--- Request ---
Write the data out again exactly, with no pictures.

[start]

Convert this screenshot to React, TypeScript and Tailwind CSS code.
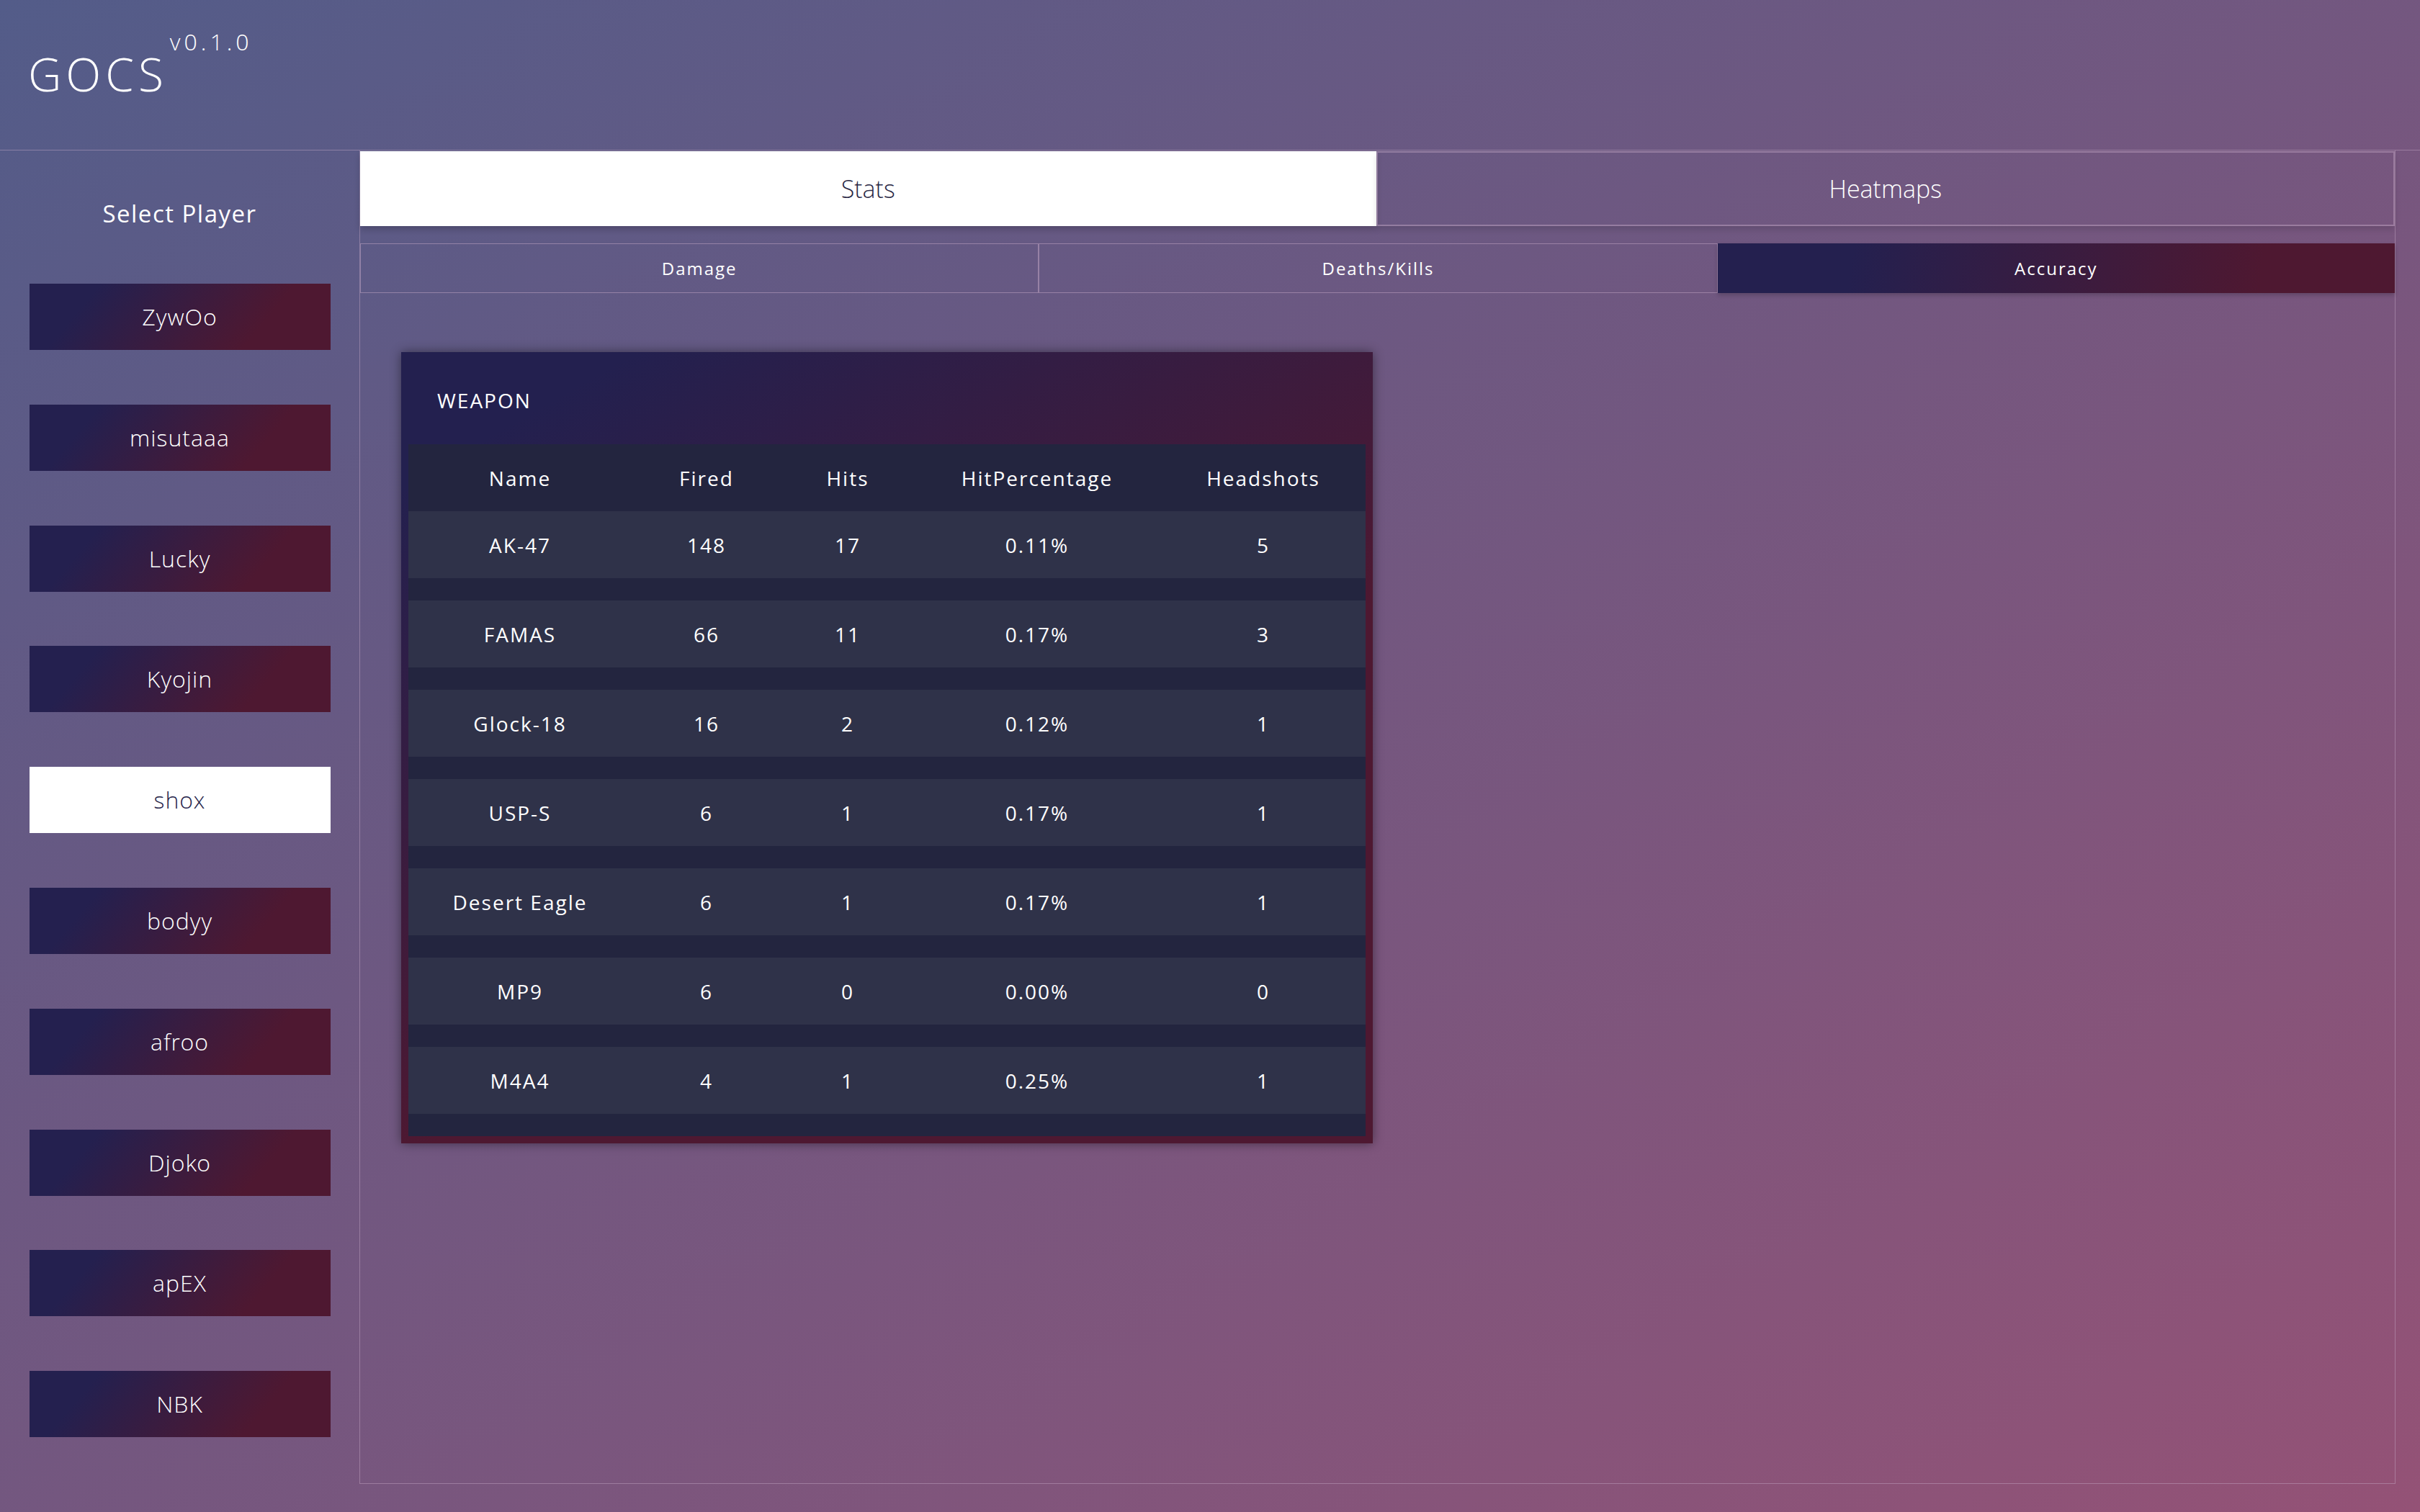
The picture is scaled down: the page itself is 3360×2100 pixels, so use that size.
import React from "react";

const players = ["ZywOo", "misutaaa", "Lucky", "Kyojin", "shox", "bodyy", "afroo", "Djoko", "apEX", "NBK"];

const rows: [string, string, string, string, string][] = [
  ["AK-47", "148", "17", "0.11%", "5"],
  ["FAMAS", "66", "11", "0.17%", "3"],
  ["Glock-18", "16", "2", "0.12%", "1"],
  ["USP-S", "6", "1", "0.17%", "1"],
  ["Desert Eagle", "6", "1", "0.17%", "1"],
  ["MP9", "6", "0", "0.00%", "0"],
  ["M4A4", "4", "1", "0.25%", "1"],
];

const headers = ["Name", "Fired", "Hits", "HitPercentage", "Headshots"];

export default function App() {
  return (
    <div className="w-[3360px] h-[2100px] overflow-hidden bg-[linear-gradient(to_bottom_right,#535c89,#945276)] font-['Open_Sans','Noto_Sans',sans-serif] text-white">
      {/* Header */}
      <header className="h-[209px] border-b border-[rgba(200,170,200,0.45)] flex items-start pl-[39px]">
        <span className="mt-[71px] text-[64px] leading-[64px] font-['Open_Sans_Light','Open_Sans',sans-serif] font-light tracking-[6px]">GOCS</span>
        <span className="mt-[42px] ml-[3px] text-[32px] leading-[32px] font-['Open_Sans_Light','Open_Sans',sans-serif] font-light tracking-[5px]">v0.1.0</span>
      </header>

      <div className="flex">
        {/* Sidebar */}
        <aside className="w-[499px] flex flex-col items-center pt-[68px]">
          <h3 className="text-[33px] leading-[40px] tracking-[1.5px] font-normal">Select Player</h3>
          <div className="mt-[77px] flex flex-col gap-[75.8px]">
            {players.map((p) =>
              p === "shox" ? (
                <button
                  key={p}
                  className="w-[418px] h-[92px] bg-white text-[#26244a] text-[32px] font-['Open_Sans_Light','Open_Sans',sans-serif] font-light tracking-[1px] flex items-center justify-center"
                >
                  {p}
                </button>
              ) : (
                <button
                  key={p}
                  className="w-[418px] h-[92px] bg-[linear-gradient(130deg,#24204f_20%,#4e1831_75%)] text-white text-[32px] font-['Open_Sans_Light','Open_Sans',sans-serif] font-light tracking-[1px] flex items-center justify-center"
                >
                  {p}
                </button>
              )
            )}
          </div>
        </aside>

        {/* Main box */}
        <main className="w-[2827px] h-[1852px] border-x border-b border-[rgba(200,170,200,0.45)] pt-px flex flex-col">
          {/* Tabs */}
          <div className="flex h-[104px]">
            <div className="flex-1 bg-white text-[#2a2845] text-[34px] font-['Open_Sans_Light','Open_Sans',sans-serif] font-light flex items-center justify-center shadow-[0_5px_8px_rgba(0,0,0,0.18)]">
              Stats
            </div>
            <div className="flex-1 border-2 border-[rgba(200,170,200,0.45)] text-[34px] font-['Open_Sans_Light','Open_Sans',sans-serif] font-light flex items-center justify-center shadow-[0_5px_8px_rgba(0,0,0,0.12)]">
              Heatmaps
            </div>
          </div>

          {/* Sub tabs */}
          <div className="flex h-[69px] mt-[24px]">
            <div className="flex-1 border border-[rgba(200,170,200,0.5)] text-[24px] tracking-[2px] flex items-center justify-center">
              Damage
            </div>
            <div className="flex-1 border border-[rgba(200,170,200,0.5)] text-[24px] tracking-[2px] flex items-center justify-center">
              Deaths/Kills
            </div>
            <div className="flex-1 bg-[linear-gradient(100deg,#24204f_20%,#4e1831_80%)] text-[24px] tracking-[2px] flex items-center justify-center shadow-[0_3px_6px_rgba(0,0,0,0.2)]">
              Accuracy
            </div>
          </div>

          {/* Card */}
          <div className="ml-[57px] mt-[82px] w-[1349px] bg-[linear-gradient(150deg,#23204f_10%,#4e1831_60%)] shadow-[0_0_14px_rgba(0,0,0,0.45)] pb-[10px]">
            <div className="h-[128px] flex items-center pl-[50px] pt-[6px] text-[28px] tracking-[2px]">WEAPON</div>
            <div className="mx-[10px] bg-[#23253f] flex flex-col pb-[31px] gap-[31px]">
              <div className="grid grid-cols-[310px_208px_184px_342px_286px] h-[93px] -mb-[31px] items-center text-center text-[28px] tracking-[2px]">
                {headers.map((h) => (
                  <div key={h}>{h}</div>
                ))}
              </div>
              {rows.map((r) => (
                <div
                  key={r[0]}
                  className="grid grid-cols-[310px_208px_184px_342px_286px] h-[93px] items-center text-center text-[28px] tracking-[2px] bg-[#2f3249]"
                >
                  {r.map((c, i) => (
                    <div key={i}>{c}</div>
                  ))}
                </div>
              ))}
            </div>
          </div>
        </main>
      </div>
    </div>
  );
}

[end]

--- Task response ---
Convert this screenshot to React, TypeScript and Tailwind CSS code.
The picture is scaled down: the page itself is 3360×2100 pixels, so use that size.
import React from "react";

const players = ["ZywOo", "misutaaa", "Lucky", "Kyojin", "shox", "bodyy", "afroo", "Djoko", "apEX", "NBK"];

const rows: [string, string, string, string, string][] = [
  ["AK-47", "148", "17", "0.11%", "5"],
  ["FAMAS", "66", "11", "0.17%", "3"],
  ["Glock-18", "16", "2", "0.12%", "1"],
  ["USP-S", "6", "1", "0.17%", "1"],
  ["Desert Eagle", "6", "1", "0.17%", "1"],
  ["MP9", "6", "0", "0.00%", "0"],
  ["M4A4", "4", "1", "0.25%", "1"],
];

const headers = ["Name", "Fired", "Hits", "HitPercentage", "Headshots"];

export default function App() {
  return (
    <div className="w-[3360px] h-[2100px] overflow-hidden bg-[linear-gradient(to_bottom_right,#535c89,#945276)] font-['Open_Sans','Noto_Sans',sans-serif] text-white">
      {/* Header */}
      <header className="h-[209px] border-b border-[rgba(200,170,200,0.45)] flex items-start pl-[39px]">
        <span className="mt-[71px] text-[64px] leading-[64px] font-['Open_Sans_Light','Open_Sans',sans-serif] font-light tracking-[6px]">GOCS</span>
        <span className="mt-[42px] ml-[3px] text-[32px] leading-[32px] font-['Open_Sans_Light','Open_Sans',sans-serif] font-light tracking-[5px]">v0.1.0</span>
      </header>

      <div className="flex">
        {/* Sidebar */}
        <aside className="w-[499px] flex flex-col items-center pt-[68px]">
          <h3 className="text-[33px] leading-[40px] tracking-[1.5px] font-normal">Select Player</h3>
          <div className="mt-[77px] flex flex-col gap-[75.8px]">
            {players.map((p) =>
              p === "shox" ? (
                <button
                  key={p}
                  className="w-[418px] h-[92px] bg-white text-[#26244a] text-[32px] font-['Open_Sans_Light','Open_Sans',sans-serif] font-light tracking-[1px] flex items-center justify-center"
                >
                  {p}
                </button>
              ) : (
                <button
                  key={p}
                  className="w-[418px] h-[92px] bg-[linear-gradient(130deg,#24204f_20%,#4e1831_75%)] text-white text-[32px] font-['Open_Sans_Light','Open_Sans',sans-serif] font-light tracking-[1px] flex items-center justify-center"
                >
                  {p}
                </button>
              )
            )}
          </div>
        </aside>

        {/* Main box */}
        <main className="w-[2827px] h-[1852px] border-x border-b border-[rgba(200,170,200,0.45)] pt-px flex flex-col">
          {/* Tabs */}
          <div className="flex h-[104px]">
            <div className="flex-1 bg-white text-[#2a2845] text-[34px] font-['Open_Sans_Light','Open_Sans',sans-serif] font-light flex items-center justify-center shadow-[0_5px_8px_rgba(0,0,0,0.18)]">
              Stats
            </div>
            <div className="flex-1 border-2 border-[rgba(200,170,200,0.45)] text-[34px] font-['Open_Sans_Light','Open_Sans',sans-serif] font-light flex items-center justify-center shadow-[0_5px_8px_rgba(0,0,0,0.12)]">
              Heatmaps
            </div>
          </div>

          {/* Sub tabs */}
          <div className="flex h-[69px] mt-[24px]">
            <div className="flex-1 border border-[rgba(200,170,200,0.5)] text-[24px] tracking-[2px] flex items-center justify-center">
              Damage
            </div>
            <div className="flex-1 border border-[rgba(200,170,200,0.5)] text-[24px] tracking-[2px] flex items-center justify-center">
              Deaths/Kills
            </div>
            <div className="flex-1 bg-[linear-gradient(100deg,#24204f_20%,#4e1831_80%)] text-[24px] tracking-[2px] flex items-center justify-center shadow-[0_3px_6px_rgba(0,0,0,0.2)]">
              Accuracy
            </div>
          </div>

          {/* Card */}
          <div className="ml-[57px] mt-[82px] w-[1349px] bg-[linear-gradient(150deg,#23204f_10%,#4e1831_60%)] shadow-[0_0_14px_rgba(0,0,0,0.45)] pb-[10px]">
            <div className="h-[128px] flex items-center pl-[50px] pt-[6px] text-[28px] tracking-[2px]">WEAPON</div>
            <div className="mx-[10px] bg-[#23253f] flex flex-col pb-[31px] gap-[31px]">
              <div className="grid grid-cols-[310px_208px_184px_342px_286px] h-[93px] -mb-[31px] items-center text-center text-[28px] tracking-[2px]">
                {headers.map((h) => (
                  <div key={h}>{h}</div>
                ))}
              </div>
              {rows.map((r) => (
                <div
                  key={r[0]}
                  className="grid grid-cols-[310px_208px_184px_342px_286px] h-[93px] items-center text-center text-[28px] tracking-[2px] bg-[#2f3249]"
                >
                  {r.map((c, i) => (
                    <div key={i}>{c}</div>
                  ))}
                </div>
              ))}
            </div>
          </div>
        </main>
      </div>
    </div>
  );
}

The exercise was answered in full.